A2: The molar mass of a hydrated compound includes the mass of the water molecules bound to the compound. For example, copper(II) sulfate pentahydrate (CuSO₄·5H₂O) includes five water molecules per formula unit. You calculate the molar mass by summing the molar masses of CuSO₄ and 5H₂O.

Q3: Can molar mass be negative?

A3: No. Molar mass represents a mass, and mass is always a positive quantity.

Q4: How accurate are molar mass values?

A4: The accuracy of molar mass values depends on the accuracy of the atomic masses used. The atomic masses given in the periodic table are typically accurate to several decimal places, reflecting the natural abundance of isotopes.

Q5: Why is Avogadro's number important in the context of molar mass?

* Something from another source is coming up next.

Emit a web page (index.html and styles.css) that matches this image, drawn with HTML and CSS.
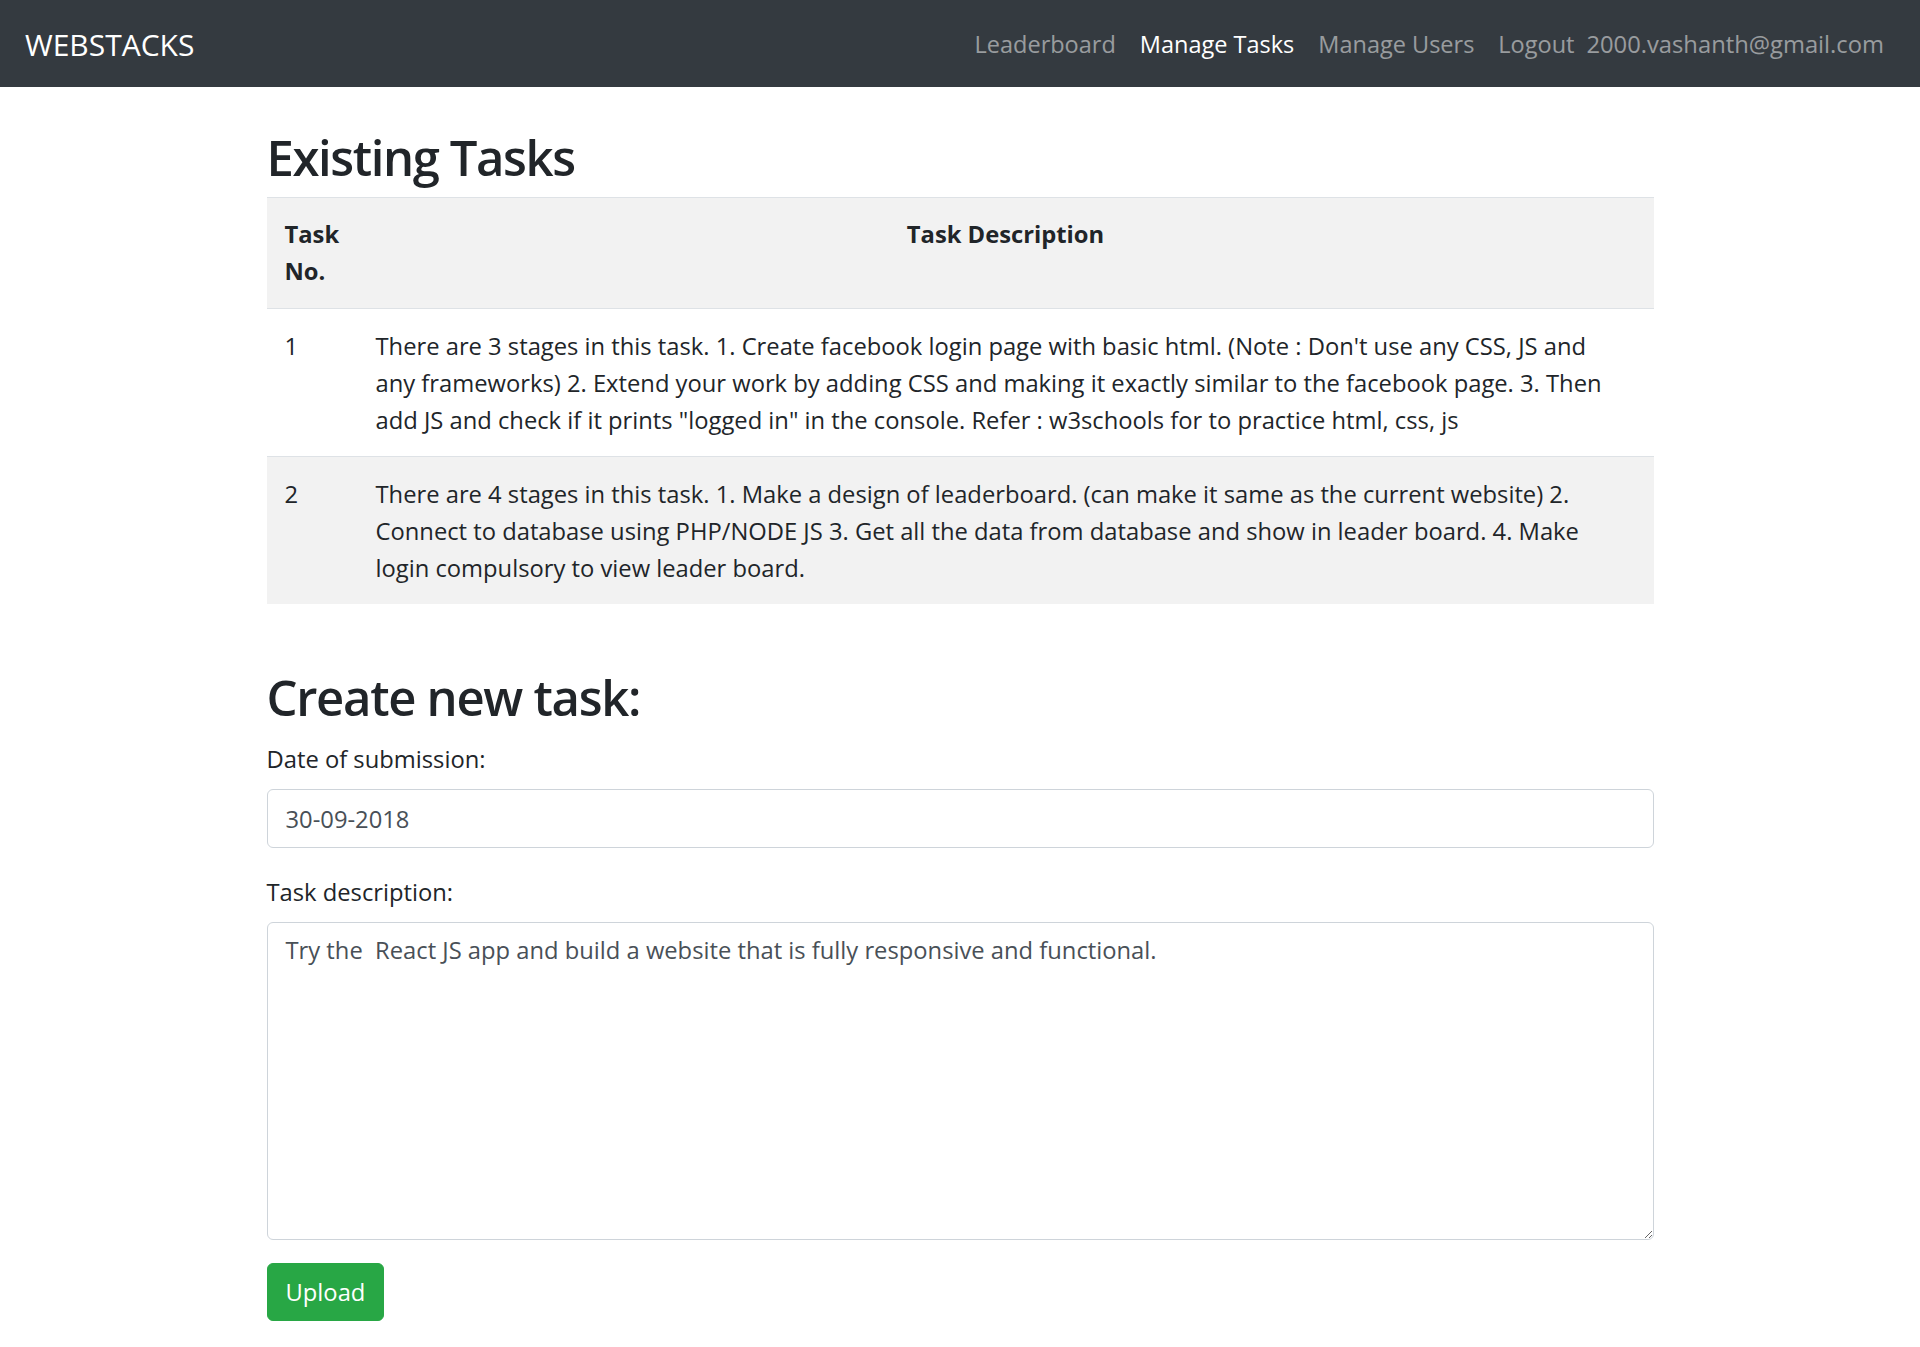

A5: Avogadro's number provides the link between the microscopic world of atoms and molecules and the macroscopic world of grams and moles. It allows us to relate the number of particles (atoms, molecules, ions) to the mass of a substance, making molar mass calculations possible.

Conclusion

Molar mass is a fundamental concept in chemistry that bridges the gap between the microscopic and macroscopic worlds. Understanding its definition, calculation methods, and applications is essential for mastering stoichiometry, solution chemistry, and other important aspects of the field. By mastering the calculation of molar mass, students can unlock a deeper understanding of chemical reactions and the quantitative relationships between reactants and products. Through practice and a solid grasp of the underlying principles, students can confidently tackle complex chemical problems involving molar mass calculations. Remember that practice is key; work through numerous examples to solidify your understanding and build your confidence.